■ Data provided:
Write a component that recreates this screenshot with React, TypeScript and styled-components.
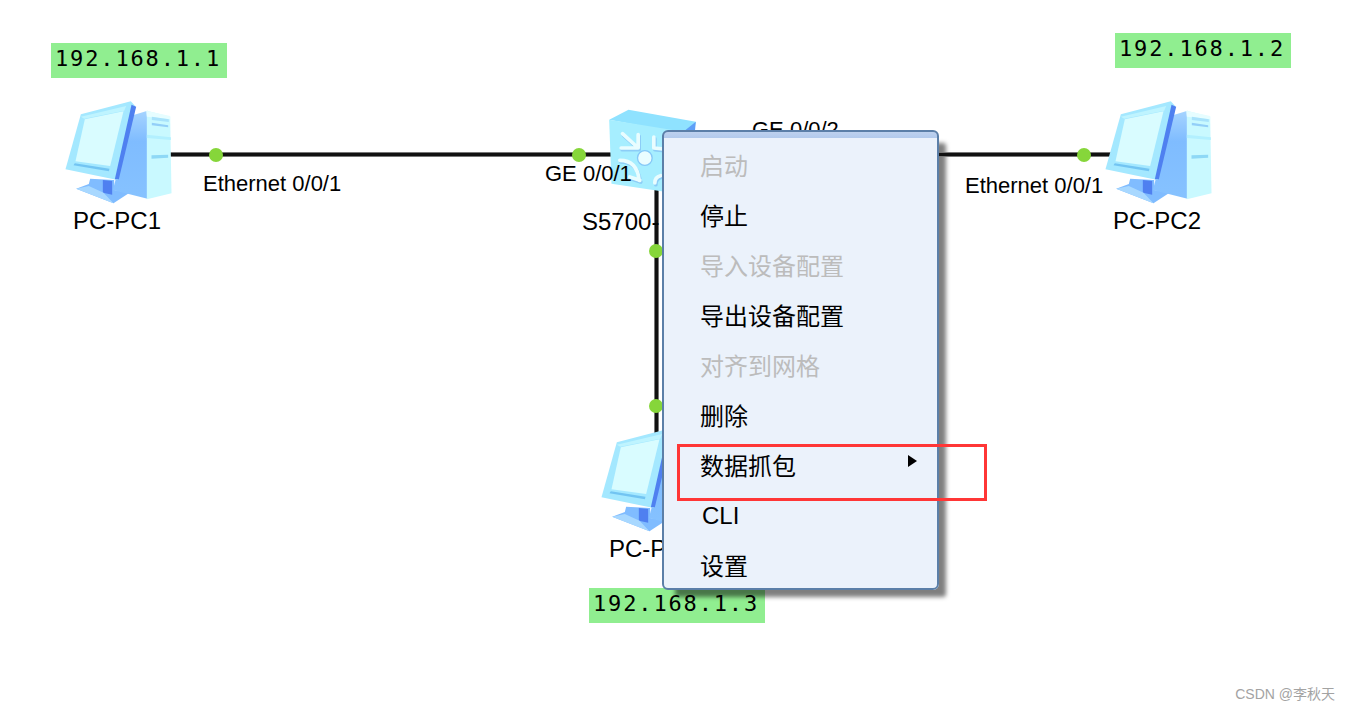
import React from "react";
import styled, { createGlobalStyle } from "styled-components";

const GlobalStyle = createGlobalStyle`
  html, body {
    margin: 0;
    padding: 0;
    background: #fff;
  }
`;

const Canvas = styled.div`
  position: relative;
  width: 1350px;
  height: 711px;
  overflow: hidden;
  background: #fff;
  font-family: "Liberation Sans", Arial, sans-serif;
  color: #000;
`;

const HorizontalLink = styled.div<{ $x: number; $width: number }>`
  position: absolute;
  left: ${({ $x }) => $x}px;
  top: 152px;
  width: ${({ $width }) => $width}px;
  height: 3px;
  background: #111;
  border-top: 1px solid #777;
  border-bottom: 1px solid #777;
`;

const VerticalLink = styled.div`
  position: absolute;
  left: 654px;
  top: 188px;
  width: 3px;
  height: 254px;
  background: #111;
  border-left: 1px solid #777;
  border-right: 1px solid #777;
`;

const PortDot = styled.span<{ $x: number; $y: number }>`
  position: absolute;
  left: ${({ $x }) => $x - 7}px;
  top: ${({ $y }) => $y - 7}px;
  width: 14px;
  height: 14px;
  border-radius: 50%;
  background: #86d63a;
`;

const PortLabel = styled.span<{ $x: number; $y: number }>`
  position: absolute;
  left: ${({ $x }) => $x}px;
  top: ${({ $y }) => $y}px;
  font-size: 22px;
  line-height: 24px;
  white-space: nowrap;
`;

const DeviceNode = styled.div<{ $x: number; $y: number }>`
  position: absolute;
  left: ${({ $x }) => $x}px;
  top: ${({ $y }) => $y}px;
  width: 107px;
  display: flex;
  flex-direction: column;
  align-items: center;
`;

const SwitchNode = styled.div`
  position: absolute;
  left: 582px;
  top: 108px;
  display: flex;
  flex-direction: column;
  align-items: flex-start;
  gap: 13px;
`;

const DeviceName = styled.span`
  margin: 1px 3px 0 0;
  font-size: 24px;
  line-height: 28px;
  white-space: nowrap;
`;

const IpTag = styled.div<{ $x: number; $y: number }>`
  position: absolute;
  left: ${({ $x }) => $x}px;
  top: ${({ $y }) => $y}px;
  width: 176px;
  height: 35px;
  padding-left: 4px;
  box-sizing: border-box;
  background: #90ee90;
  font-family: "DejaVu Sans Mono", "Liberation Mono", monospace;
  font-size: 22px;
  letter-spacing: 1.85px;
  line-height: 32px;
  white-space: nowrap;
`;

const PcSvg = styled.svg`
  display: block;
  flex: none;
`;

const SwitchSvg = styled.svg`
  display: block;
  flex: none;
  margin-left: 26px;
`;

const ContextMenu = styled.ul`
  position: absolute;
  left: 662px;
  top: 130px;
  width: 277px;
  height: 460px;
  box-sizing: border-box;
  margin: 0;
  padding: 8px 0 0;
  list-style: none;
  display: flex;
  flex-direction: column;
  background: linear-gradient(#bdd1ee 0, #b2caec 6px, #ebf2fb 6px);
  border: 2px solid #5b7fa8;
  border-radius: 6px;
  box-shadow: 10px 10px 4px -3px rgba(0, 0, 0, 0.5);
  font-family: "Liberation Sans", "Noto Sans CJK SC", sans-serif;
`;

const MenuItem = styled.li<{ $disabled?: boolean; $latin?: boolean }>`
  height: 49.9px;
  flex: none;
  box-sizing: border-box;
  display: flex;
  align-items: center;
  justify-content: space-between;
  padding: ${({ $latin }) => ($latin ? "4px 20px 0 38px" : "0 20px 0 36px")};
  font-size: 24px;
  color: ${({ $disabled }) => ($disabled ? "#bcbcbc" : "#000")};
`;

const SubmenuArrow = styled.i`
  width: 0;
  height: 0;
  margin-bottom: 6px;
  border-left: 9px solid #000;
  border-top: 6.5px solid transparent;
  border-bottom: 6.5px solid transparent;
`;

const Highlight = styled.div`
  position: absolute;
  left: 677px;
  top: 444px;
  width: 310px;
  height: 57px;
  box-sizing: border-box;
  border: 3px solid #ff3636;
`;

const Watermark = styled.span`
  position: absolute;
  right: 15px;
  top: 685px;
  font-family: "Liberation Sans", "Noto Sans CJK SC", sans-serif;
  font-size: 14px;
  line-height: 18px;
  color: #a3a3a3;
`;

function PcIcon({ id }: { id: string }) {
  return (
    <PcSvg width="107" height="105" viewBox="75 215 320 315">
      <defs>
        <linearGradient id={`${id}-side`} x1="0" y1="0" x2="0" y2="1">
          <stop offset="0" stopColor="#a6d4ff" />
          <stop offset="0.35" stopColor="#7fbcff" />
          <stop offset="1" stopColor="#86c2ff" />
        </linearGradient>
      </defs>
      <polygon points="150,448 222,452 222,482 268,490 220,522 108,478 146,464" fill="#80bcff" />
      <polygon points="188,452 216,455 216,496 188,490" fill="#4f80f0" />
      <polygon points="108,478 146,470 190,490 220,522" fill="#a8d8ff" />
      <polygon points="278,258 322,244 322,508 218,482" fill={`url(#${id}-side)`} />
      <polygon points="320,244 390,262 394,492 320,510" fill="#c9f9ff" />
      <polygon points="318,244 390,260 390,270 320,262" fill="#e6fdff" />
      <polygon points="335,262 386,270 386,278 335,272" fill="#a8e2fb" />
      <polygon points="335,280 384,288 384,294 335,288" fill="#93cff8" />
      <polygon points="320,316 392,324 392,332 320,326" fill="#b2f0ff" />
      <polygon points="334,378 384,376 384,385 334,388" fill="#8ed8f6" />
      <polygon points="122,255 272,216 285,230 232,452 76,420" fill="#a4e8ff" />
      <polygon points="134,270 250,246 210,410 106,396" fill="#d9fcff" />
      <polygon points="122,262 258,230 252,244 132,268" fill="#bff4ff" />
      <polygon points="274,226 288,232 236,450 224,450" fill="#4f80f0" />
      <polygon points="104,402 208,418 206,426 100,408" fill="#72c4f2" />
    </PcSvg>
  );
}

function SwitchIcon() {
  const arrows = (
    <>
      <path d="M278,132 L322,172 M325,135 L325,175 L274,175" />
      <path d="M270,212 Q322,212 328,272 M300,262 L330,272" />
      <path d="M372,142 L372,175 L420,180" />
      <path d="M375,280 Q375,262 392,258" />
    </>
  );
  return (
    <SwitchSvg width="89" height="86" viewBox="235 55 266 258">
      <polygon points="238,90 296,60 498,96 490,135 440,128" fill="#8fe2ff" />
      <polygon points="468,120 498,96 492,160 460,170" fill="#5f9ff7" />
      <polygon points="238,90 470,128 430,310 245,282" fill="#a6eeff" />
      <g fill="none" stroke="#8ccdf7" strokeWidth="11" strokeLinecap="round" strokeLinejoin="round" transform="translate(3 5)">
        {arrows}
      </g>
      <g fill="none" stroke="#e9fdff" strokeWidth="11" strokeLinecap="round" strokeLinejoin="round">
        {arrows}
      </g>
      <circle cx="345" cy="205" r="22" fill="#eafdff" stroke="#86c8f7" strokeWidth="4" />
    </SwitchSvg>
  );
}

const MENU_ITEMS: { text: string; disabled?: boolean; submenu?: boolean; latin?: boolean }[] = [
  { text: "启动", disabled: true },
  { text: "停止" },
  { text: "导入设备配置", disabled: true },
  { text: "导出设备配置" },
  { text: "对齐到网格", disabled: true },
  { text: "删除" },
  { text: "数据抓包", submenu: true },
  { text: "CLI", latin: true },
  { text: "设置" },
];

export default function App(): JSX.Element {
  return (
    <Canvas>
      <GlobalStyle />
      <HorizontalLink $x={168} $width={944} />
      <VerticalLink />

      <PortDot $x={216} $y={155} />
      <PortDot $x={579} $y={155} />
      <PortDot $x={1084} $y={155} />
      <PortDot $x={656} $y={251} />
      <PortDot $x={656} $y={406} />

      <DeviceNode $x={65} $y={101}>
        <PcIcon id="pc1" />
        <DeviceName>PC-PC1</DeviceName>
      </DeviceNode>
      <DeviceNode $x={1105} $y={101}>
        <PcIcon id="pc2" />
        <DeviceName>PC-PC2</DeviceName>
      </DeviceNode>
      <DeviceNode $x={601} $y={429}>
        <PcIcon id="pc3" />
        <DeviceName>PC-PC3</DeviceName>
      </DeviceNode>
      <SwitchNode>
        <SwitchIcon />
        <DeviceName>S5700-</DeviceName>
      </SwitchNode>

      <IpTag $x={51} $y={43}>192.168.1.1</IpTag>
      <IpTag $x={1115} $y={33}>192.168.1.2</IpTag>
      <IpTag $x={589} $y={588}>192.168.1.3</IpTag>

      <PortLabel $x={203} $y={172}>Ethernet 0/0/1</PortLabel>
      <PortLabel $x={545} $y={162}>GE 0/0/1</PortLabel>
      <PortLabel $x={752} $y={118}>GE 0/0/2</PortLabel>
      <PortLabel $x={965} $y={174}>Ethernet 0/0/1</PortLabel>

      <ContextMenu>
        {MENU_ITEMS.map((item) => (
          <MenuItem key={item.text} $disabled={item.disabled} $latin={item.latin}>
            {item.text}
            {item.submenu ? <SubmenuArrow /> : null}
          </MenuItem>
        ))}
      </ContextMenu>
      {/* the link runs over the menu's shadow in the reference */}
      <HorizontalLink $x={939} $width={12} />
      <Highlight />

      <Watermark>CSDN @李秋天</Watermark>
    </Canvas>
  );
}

■ Exercise brief: Search the data for the string "React". List each line that has it.

■ Final result:
Write a component that recreates this screenshot with React, TypeScript and styled-components.
import React from "react";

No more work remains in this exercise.